"We've got to get you on your purpose," an old friend had the nerve to tell me the other day over lunch. She meant well, I think. Actually, I didn't follow up for clarification. It sounded like it might lead to more introspection than I could stomach at the moment.
I've been up to my eyeballs in self-reflection lately. Three months ago, I left my position as music editor of Creative Loafing and took a sabbatical to go find myself. It was time for me to write that hip-hop memoir about how I fucked up my life 19 years ago, but by the end, I'd come to the realization that I've been playing it way too safe ever since.
So now here I am, on the eve of Martin Luther King Jr.'s birthday and the 50th anniversary of his dream, when it hits me that I'm the same age he was when he was assassinated. You don't need me to tell you my legacy thus far pales in comparison: a marriage on the wane, no children to show for it, not even a Nobel Peace Prize. I always thought midlife crises were for men of different hues who could afford to splurge on convertible Maseratis. But yes, I too have a dream car.
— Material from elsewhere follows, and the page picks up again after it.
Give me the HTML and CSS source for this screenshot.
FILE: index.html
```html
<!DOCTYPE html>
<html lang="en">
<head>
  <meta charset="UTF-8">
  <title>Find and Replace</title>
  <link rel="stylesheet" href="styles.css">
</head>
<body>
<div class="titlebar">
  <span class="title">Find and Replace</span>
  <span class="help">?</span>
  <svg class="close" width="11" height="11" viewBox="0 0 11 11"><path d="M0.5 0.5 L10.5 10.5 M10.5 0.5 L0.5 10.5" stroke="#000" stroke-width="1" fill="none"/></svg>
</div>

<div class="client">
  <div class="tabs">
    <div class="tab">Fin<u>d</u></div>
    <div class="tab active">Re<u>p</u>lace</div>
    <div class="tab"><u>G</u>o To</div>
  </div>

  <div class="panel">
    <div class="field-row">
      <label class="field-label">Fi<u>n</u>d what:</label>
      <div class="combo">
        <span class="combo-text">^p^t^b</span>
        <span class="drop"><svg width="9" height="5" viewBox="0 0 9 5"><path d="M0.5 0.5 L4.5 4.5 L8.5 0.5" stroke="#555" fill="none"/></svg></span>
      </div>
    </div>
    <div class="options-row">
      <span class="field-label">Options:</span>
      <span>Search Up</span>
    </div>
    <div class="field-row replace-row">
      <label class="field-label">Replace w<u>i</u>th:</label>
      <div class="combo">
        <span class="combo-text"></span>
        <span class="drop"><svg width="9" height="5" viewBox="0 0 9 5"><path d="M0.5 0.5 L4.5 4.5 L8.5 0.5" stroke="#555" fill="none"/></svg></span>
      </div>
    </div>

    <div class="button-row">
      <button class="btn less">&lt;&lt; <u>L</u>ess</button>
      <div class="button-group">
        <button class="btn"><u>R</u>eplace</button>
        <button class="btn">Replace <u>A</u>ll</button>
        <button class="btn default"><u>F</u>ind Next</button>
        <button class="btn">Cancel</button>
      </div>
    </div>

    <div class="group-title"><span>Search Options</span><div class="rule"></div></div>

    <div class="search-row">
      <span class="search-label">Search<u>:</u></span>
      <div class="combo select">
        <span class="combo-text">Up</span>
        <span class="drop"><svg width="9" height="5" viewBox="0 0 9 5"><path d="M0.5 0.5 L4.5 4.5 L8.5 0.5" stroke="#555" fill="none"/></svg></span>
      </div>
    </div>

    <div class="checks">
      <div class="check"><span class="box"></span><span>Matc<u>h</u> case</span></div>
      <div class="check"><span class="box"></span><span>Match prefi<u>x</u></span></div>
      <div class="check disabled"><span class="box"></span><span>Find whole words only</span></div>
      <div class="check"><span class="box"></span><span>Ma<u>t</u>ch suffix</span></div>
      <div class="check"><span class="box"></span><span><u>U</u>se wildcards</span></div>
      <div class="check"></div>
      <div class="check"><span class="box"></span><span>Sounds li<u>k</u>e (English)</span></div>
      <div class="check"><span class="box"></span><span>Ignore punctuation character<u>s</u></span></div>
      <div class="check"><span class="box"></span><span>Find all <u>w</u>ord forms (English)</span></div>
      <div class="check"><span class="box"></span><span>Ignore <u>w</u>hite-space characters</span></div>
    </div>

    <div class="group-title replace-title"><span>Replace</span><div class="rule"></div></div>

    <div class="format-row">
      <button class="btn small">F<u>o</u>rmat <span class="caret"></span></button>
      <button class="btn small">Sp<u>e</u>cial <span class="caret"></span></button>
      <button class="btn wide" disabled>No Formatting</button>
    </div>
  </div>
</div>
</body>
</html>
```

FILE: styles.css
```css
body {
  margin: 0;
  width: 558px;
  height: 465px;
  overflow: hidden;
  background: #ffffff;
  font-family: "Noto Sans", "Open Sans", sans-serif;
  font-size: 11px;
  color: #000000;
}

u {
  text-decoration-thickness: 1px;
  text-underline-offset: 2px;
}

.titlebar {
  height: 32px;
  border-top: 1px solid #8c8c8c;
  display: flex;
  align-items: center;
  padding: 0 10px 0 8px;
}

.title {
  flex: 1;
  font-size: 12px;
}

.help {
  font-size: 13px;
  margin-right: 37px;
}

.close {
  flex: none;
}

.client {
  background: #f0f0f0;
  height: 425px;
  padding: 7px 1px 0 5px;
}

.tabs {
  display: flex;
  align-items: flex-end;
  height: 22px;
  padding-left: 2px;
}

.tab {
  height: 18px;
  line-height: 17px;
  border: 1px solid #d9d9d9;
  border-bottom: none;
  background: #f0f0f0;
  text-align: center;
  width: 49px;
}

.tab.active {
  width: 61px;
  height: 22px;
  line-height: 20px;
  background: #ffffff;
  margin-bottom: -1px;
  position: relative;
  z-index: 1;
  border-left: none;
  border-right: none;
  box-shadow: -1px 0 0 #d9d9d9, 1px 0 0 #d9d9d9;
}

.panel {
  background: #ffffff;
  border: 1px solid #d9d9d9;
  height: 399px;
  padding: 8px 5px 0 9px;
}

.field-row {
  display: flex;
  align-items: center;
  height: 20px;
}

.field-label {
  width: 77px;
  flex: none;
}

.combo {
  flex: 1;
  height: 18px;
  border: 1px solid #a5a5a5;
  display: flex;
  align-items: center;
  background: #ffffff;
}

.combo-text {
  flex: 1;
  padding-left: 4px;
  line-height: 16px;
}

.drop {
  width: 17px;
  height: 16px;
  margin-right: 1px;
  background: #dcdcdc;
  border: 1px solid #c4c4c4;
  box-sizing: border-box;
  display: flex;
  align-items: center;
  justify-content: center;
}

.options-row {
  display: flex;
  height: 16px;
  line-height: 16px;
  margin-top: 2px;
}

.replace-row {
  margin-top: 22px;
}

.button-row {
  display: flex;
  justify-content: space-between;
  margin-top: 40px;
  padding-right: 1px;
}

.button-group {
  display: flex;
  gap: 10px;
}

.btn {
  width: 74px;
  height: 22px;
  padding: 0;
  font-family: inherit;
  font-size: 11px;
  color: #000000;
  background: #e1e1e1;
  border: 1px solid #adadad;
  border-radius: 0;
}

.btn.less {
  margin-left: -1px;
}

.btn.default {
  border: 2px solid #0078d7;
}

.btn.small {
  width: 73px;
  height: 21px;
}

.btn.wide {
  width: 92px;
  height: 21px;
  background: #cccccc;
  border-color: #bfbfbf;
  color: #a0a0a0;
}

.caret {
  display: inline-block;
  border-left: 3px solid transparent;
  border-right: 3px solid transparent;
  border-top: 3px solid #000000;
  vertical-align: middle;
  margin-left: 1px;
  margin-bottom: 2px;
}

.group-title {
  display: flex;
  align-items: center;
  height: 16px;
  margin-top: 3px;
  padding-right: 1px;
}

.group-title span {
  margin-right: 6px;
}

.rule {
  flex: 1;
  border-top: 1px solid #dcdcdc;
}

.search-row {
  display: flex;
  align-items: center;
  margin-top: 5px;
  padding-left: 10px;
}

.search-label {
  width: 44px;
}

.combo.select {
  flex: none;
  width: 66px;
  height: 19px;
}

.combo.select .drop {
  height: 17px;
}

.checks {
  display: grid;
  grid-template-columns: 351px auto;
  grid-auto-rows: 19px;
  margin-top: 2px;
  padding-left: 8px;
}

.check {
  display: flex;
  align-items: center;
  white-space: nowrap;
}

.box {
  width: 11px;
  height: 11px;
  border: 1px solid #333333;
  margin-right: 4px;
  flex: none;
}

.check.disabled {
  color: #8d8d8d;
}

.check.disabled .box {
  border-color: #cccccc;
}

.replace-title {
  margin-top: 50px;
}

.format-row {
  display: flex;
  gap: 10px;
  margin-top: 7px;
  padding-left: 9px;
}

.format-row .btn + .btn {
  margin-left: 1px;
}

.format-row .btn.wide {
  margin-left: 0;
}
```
For five and a half years, I covered music in Atlanta. I saw Janelle Monáe go from underground Atlanta it-girl to CoverGirl. I watched a scene that inwardly struggled to define itself come to rally around a #NewAtlanta hashtag. I heard a hundred subgenres revolve and evolve, from garage rock to trap step. But in a city as musically fertile as this, you never have the scene totally covered, you're always playing catch-up. And it was all starting to catch up. I heard the voice of Chris Rock in the back of my head, laughing because I was on the verge of becoming the old man in the club. "Do these gray hairs in my beard make me look distinguished," I wondered. "Or decrepit?"
It was a dream job, but my dreams were changing, my outlook expanding. I replaced MTV with MSNBC on my remote control's speed dial. I developed a crush on Rachel Maddow. Politics became the new pop, and punditry my latest passion and pet peeve in one. I felt the urge to contribute to a different conversation, so I checked out.
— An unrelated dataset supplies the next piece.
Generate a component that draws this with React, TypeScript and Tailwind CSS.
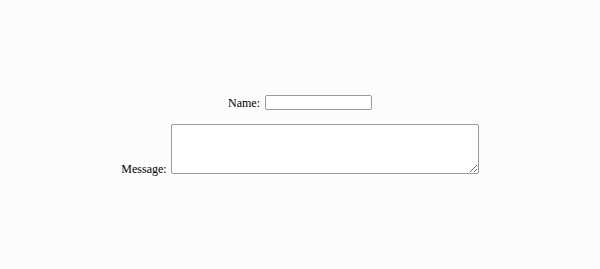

Dr. King lived another five years after his "I Have a Dream" speech, what history considers his most defining moment. If he were keeping score by the same criteria, and I doubt he was, there were probably times when even he felt like he wasn't doing enough, wasn't being as effective, was turning into the old man in the club.
I thought about not returning to Creative Loafing after my sabbatical was up. Thought about a lot of things. There were days when I had writer's block so bad I wanted to end it all. But I couldn't pen a decent suicide note to save my life. Then I started to realize it was this job that gave me life. Not the job in itself, but the sense of responsibility to something greater than myself.
So now I'm back. With a new title and mission. As the staff culture writer I intend to dig deeper into Atlanta's asphalt. To help unearth some of the treasures that make this city unique. Like every other American metropolis, we're approaching a period of post-gentrification that feels full of promise and apprehension. The increasing suburbanization of the inner city makes me more curious about what was and what will be going forward. I want to help investigate, explore, observe, and report from both the receding and emerging edges. To chronicle the subcultures in danger of disappearing, and to shed light on those breaking the surface. We're all mixed up here together, different races, classes, and identities, trying to negotiate this shared space. Yet that doesn't mean our conversations always have to hinge on what separates us. So I'll be searching for the intersections that make us all human. Because I know I'm not the only lonely soul in this city. And it would be a shame, in this age of unprecedented interactivity, for us to fail to connect.
In a sense, I feel like I'm being given a second chance here at CL, here in Atlanta, here in this moment. I'm reminded of why I chose the journalist's path in the first place, and it fills me with a renewed sense of purpose.
I guess that's my vision in a nutshell, half a century after MLK articulated his. It might not be the kind of dream people will still be trying to interpret 50 years from now. But if it can wake me up tomorrow morning and give me something better to obsess over than my own mortality, that'd be more than I could hope for.
Unless someone wants to foot the bill for a 2013 drop-top Maserati?